* Start Supplied material *

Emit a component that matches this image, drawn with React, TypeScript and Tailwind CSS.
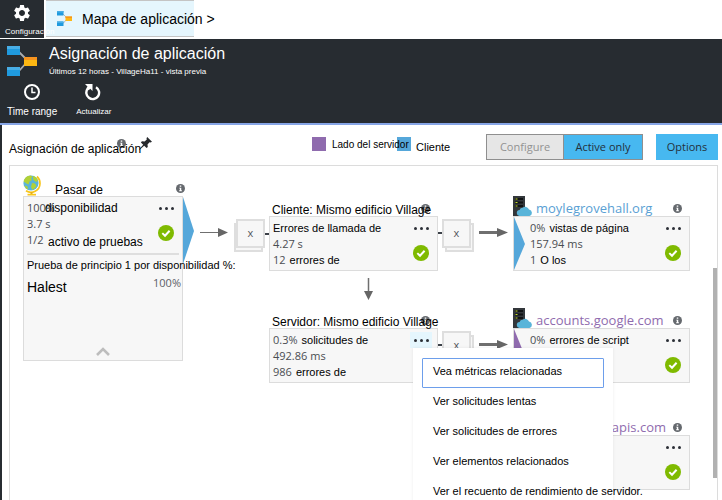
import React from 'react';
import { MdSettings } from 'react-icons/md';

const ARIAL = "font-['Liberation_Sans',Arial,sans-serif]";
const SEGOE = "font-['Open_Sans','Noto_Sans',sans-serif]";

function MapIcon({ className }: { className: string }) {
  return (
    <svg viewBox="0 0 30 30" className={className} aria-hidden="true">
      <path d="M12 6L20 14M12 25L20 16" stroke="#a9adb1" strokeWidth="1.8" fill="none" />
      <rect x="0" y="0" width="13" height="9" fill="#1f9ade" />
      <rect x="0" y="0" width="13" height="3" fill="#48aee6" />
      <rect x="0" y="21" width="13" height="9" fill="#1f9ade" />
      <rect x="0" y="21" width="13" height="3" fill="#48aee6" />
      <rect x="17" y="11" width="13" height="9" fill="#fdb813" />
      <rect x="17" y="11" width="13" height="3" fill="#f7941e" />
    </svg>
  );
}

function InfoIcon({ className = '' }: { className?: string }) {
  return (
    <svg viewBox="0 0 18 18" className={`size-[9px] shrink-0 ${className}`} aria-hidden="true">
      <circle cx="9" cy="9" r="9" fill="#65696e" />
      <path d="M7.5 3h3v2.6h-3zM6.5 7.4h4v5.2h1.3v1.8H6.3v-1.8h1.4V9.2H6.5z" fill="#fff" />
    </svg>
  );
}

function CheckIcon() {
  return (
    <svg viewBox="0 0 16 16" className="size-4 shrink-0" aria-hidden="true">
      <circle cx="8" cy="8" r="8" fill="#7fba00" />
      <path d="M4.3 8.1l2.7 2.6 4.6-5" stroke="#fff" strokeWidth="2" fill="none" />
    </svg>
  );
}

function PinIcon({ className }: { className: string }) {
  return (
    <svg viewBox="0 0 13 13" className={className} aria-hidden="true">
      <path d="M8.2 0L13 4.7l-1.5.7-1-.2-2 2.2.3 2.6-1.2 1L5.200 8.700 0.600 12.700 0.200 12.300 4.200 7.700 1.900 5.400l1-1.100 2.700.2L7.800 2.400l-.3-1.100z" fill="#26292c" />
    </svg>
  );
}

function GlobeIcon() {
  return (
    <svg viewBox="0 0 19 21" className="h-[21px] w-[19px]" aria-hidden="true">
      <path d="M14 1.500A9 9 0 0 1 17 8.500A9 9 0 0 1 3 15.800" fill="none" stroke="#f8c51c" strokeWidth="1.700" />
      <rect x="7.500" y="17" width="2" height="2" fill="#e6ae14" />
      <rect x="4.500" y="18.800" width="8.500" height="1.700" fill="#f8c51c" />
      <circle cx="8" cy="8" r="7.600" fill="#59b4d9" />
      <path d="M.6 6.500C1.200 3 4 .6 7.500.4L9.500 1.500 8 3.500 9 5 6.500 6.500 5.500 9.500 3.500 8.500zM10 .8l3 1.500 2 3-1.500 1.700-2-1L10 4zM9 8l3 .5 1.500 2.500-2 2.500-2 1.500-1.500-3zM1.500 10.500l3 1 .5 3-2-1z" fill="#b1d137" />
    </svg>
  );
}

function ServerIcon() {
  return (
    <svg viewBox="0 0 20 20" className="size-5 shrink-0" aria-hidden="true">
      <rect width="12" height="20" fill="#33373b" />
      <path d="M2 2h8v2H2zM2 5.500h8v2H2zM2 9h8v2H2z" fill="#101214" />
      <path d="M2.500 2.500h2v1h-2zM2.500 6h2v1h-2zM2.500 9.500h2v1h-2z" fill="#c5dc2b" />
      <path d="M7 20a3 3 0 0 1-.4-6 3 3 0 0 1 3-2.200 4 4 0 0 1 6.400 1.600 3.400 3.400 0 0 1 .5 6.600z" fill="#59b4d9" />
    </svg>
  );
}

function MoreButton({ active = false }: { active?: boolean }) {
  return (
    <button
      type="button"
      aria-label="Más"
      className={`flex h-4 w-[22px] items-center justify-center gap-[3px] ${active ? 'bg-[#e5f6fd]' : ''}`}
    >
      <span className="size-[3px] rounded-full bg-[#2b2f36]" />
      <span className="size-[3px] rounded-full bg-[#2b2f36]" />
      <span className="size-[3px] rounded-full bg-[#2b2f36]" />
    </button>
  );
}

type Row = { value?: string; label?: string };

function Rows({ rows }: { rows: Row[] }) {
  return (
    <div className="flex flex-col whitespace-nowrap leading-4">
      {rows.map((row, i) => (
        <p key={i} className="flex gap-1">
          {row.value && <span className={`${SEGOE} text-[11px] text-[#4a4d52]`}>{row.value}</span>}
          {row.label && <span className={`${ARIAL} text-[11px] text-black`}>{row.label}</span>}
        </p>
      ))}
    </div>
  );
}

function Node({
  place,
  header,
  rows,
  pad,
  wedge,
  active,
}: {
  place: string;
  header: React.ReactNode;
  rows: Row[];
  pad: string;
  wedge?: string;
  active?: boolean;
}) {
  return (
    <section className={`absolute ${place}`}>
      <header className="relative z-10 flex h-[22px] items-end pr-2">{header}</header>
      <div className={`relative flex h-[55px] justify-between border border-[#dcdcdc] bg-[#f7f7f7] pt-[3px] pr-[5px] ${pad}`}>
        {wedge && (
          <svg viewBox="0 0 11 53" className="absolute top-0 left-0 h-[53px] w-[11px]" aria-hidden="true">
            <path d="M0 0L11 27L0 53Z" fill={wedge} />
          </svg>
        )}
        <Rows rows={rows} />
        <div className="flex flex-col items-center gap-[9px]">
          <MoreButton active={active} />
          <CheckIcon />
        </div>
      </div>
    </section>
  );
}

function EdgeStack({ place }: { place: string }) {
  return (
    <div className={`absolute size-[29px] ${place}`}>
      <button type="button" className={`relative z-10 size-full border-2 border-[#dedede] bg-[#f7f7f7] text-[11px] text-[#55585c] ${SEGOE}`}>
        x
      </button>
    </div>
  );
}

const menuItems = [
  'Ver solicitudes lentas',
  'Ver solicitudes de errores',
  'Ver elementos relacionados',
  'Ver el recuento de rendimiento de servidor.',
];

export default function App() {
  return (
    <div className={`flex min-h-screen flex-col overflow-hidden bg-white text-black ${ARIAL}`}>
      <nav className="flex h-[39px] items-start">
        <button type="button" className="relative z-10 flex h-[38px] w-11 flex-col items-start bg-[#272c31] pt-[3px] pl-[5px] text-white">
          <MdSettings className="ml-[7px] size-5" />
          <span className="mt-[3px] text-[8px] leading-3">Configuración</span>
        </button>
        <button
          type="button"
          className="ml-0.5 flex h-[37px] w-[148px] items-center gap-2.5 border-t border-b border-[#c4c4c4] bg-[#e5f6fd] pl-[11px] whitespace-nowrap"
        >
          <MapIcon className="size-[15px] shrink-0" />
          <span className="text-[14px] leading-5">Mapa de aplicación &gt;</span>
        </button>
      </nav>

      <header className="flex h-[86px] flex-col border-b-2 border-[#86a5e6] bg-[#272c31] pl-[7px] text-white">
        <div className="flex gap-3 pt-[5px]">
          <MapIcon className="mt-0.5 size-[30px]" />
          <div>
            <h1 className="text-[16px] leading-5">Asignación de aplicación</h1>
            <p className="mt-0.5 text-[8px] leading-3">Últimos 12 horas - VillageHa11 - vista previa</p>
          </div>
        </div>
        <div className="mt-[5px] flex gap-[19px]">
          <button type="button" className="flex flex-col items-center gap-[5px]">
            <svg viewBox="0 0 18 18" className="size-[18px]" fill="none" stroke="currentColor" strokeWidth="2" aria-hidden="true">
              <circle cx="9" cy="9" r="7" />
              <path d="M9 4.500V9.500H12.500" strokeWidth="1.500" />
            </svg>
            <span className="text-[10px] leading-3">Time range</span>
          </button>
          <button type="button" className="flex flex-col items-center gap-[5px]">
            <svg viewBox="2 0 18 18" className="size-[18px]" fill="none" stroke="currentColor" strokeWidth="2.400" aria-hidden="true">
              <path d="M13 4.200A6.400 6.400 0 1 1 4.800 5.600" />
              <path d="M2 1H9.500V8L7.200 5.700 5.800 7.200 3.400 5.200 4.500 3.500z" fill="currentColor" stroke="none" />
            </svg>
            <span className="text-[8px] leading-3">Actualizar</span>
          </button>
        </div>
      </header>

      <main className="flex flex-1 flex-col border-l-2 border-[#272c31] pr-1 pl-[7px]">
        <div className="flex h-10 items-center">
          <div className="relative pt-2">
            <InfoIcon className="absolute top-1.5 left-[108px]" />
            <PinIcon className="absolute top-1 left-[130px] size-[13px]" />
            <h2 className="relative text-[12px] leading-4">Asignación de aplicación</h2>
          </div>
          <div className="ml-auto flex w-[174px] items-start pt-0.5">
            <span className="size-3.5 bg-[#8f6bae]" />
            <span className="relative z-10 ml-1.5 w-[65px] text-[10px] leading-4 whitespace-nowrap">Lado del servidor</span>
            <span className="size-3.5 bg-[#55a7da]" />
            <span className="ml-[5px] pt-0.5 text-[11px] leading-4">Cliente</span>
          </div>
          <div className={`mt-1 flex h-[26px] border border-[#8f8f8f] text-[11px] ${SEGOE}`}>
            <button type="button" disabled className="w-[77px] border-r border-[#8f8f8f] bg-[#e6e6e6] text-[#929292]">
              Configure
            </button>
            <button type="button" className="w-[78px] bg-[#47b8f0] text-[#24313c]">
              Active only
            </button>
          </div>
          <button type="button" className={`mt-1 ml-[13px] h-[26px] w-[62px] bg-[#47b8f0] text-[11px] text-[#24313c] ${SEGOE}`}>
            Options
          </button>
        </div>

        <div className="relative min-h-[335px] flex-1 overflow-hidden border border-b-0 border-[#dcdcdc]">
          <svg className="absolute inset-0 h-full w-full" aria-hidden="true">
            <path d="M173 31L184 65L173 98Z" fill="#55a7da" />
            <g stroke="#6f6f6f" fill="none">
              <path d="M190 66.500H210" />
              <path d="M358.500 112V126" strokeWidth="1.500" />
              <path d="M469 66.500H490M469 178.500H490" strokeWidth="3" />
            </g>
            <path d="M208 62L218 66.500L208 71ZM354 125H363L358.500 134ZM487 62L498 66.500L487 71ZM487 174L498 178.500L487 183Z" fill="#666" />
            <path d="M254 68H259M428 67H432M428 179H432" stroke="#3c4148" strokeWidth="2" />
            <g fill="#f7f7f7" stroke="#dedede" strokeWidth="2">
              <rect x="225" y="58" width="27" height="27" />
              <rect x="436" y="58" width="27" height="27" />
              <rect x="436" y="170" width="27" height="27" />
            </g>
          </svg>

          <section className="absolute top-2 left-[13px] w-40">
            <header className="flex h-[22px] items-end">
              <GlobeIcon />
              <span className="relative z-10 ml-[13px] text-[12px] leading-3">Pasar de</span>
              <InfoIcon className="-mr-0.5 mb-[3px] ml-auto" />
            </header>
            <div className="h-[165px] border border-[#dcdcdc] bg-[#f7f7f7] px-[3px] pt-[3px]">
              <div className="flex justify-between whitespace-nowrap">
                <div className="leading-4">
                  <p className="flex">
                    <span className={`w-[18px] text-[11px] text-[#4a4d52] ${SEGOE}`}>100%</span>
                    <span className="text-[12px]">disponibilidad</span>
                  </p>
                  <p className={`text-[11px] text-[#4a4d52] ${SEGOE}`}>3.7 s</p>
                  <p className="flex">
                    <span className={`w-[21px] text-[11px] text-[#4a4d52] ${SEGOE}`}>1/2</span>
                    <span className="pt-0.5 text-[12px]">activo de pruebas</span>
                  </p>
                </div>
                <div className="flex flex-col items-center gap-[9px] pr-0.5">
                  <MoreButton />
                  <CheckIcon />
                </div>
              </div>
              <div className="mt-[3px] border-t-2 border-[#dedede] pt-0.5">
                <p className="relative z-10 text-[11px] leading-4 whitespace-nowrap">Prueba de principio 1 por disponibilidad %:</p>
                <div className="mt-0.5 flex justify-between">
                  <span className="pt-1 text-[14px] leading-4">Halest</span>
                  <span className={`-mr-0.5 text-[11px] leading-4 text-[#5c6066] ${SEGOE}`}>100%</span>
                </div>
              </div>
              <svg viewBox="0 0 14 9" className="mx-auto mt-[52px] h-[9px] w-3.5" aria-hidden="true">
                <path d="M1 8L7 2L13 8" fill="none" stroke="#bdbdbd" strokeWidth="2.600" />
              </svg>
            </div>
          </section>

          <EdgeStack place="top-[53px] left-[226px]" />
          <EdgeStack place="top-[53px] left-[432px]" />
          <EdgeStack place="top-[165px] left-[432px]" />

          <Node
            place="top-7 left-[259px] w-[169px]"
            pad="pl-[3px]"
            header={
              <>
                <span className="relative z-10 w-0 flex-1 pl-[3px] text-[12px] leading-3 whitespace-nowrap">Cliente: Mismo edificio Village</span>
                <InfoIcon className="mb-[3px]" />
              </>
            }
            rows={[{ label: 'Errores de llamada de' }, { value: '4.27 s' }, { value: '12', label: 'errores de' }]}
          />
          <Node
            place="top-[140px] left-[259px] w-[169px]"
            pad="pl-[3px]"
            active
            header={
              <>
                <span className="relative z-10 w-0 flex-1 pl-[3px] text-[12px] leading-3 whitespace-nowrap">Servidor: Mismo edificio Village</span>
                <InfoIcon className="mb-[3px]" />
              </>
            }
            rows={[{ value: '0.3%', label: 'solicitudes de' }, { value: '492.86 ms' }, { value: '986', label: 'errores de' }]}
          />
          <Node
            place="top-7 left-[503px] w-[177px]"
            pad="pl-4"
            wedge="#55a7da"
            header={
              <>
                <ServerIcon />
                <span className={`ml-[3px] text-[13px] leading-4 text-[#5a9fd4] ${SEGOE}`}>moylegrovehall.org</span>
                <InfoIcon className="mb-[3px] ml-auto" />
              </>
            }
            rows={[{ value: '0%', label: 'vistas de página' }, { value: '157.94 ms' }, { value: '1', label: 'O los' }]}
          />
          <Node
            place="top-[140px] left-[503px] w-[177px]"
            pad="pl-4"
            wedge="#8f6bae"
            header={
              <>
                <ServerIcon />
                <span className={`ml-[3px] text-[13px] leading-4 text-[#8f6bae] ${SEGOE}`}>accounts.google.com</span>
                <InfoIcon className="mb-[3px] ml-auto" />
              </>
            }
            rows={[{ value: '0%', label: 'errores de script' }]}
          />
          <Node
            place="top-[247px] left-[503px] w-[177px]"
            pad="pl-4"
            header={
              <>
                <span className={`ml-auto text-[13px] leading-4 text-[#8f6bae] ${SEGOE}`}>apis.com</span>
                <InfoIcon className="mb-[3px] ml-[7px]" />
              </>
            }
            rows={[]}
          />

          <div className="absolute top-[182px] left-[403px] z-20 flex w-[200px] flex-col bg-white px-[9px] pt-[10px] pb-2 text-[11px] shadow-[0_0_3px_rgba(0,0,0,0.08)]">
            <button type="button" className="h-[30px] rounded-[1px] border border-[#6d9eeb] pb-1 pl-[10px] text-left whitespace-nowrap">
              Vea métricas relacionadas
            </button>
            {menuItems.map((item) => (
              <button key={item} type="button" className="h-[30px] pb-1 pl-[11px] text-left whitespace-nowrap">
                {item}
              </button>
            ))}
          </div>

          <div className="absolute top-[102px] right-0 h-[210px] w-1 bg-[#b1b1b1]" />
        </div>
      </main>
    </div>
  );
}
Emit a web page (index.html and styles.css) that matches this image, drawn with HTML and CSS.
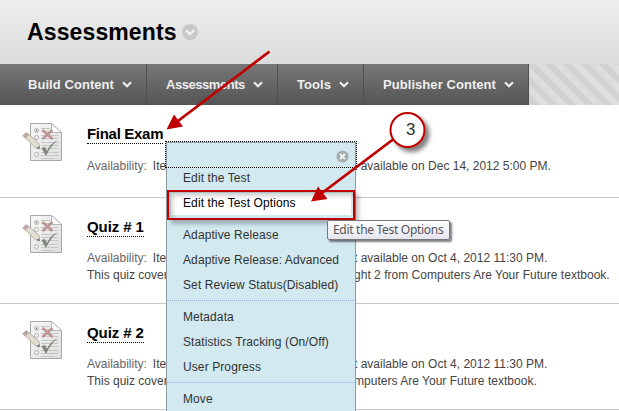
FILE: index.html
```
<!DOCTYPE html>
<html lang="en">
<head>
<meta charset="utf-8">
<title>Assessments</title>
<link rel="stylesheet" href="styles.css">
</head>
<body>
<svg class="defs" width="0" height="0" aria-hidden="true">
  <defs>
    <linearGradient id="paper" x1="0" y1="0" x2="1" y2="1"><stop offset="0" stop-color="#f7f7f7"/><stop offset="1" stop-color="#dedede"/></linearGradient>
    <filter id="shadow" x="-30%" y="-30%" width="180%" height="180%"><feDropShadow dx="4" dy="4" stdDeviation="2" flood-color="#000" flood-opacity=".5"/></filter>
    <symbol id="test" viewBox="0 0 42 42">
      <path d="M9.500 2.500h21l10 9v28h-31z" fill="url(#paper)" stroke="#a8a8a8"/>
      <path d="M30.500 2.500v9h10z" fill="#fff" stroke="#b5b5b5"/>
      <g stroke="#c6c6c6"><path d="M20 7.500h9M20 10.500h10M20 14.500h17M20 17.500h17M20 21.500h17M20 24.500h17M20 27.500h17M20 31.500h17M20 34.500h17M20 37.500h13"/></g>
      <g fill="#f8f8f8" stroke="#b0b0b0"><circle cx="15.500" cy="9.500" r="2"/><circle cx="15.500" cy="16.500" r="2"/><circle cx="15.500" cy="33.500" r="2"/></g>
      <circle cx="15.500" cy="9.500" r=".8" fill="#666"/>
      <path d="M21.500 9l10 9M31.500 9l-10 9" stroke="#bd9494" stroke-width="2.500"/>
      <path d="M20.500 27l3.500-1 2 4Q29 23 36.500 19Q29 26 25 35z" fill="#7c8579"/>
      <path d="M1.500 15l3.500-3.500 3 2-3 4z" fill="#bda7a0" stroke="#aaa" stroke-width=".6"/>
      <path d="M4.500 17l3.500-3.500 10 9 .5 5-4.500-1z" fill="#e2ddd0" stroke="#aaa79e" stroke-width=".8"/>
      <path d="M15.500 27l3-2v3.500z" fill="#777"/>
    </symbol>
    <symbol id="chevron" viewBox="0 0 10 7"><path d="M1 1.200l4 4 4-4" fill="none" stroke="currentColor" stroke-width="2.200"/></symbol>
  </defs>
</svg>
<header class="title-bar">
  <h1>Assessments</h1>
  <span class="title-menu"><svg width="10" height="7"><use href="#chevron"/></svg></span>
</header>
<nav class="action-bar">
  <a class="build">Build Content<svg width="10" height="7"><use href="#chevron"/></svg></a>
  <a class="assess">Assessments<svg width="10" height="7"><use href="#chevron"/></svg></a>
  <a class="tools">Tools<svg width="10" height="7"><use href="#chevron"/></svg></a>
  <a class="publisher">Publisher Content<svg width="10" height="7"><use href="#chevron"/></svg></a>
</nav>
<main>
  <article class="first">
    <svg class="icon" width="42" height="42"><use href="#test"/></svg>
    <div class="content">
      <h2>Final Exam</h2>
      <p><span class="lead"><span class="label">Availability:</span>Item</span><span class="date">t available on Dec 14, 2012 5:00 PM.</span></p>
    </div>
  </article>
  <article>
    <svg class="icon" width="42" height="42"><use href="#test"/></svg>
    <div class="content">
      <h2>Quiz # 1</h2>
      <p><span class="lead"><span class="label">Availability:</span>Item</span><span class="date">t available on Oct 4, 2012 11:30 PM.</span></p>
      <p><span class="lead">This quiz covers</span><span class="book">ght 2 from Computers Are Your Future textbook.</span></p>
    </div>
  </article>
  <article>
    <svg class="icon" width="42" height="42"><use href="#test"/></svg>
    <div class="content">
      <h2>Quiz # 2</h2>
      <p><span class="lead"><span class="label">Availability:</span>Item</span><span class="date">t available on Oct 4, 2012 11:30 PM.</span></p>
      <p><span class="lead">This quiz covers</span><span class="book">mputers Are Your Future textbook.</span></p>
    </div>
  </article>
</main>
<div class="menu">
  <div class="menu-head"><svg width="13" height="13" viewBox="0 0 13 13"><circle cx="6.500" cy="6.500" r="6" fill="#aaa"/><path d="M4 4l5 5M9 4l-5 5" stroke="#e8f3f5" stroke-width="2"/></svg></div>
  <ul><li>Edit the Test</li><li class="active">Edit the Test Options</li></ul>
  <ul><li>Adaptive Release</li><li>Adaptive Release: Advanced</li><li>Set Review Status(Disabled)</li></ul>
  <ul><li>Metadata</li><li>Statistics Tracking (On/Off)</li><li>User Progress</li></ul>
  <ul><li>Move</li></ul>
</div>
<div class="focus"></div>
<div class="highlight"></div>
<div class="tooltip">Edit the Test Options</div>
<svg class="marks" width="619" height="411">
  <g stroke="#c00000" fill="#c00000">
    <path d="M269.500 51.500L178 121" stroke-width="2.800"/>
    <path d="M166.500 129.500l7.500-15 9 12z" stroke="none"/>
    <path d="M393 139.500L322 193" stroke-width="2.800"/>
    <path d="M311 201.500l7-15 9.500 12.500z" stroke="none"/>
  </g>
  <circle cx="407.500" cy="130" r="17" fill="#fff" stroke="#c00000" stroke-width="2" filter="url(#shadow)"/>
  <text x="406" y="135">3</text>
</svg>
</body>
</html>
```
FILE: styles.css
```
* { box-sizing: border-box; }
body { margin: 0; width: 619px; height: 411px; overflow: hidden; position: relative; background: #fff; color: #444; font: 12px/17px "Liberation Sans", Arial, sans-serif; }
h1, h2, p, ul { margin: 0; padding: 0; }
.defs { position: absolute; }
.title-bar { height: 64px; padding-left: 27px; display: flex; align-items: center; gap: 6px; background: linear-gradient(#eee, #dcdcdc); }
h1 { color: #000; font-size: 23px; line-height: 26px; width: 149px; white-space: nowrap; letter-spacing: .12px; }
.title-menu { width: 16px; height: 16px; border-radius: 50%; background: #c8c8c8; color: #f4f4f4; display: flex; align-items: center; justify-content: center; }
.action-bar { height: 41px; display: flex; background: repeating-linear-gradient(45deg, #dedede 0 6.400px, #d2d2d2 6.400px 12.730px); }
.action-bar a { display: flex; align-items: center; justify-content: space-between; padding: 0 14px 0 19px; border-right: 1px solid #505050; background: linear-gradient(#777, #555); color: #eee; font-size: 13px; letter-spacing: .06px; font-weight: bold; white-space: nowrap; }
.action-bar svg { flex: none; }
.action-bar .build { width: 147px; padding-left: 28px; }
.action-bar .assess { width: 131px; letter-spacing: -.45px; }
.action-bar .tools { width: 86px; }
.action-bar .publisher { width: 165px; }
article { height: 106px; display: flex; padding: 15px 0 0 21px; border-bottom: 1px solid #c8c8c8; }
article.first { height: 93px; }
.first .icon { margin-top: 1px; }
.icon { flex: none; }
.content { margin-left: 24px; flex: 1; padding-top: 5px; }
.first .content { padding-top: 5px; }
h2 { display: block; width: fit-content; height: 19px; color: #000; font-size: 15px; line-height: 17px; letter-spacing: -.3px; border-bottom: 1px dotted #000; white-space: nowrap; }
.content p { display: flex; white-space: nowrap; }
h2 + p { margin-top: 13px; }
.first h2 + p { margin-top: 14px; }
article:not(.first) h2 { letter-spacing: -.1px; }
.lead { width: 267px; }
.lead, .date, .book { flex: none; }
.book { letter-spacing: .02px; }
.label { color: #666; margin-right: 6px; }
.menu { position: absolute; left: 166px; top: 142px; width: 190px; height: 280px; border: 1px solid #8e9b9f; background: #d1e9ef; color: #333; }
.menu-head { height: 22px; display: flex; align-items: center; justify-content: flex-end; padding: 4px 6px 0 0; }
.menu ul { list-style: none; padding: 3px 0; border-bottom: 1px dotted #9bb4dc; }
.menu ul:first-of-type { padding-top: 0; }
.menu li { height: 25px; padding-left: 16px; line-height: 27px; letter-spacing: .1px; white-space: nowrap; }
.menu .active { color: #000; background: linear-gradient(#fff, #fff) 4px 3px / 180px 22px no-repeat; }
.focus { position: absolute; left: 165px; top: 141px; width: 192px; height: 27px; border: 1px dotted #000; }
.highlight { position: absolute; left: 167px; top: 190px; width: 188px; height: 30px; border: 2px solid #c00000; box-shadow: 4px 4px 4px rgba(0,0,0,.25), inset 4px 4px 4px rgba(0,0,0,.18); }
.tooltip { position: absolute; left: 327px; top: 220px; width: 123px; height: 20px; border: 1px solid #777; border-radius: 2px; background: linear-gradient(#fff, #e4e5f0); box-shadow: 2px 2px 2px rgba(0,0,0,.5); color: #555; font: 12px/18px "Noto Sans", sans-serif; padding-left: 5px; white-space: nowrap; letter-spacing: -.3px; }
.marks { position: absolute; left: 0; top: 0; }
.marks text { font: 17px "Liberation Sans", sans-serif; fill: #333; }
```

* End Supplied material *

## [Problem requirements]
Pick every line with "that" in it and copy it.

## [Output for this task]
Emit a component that matches this image, drawn with React, TypeScript and Tailwind CSS.
Emit a web page (index.html and styles.css) that matches this image, drawn with HTML and CSS.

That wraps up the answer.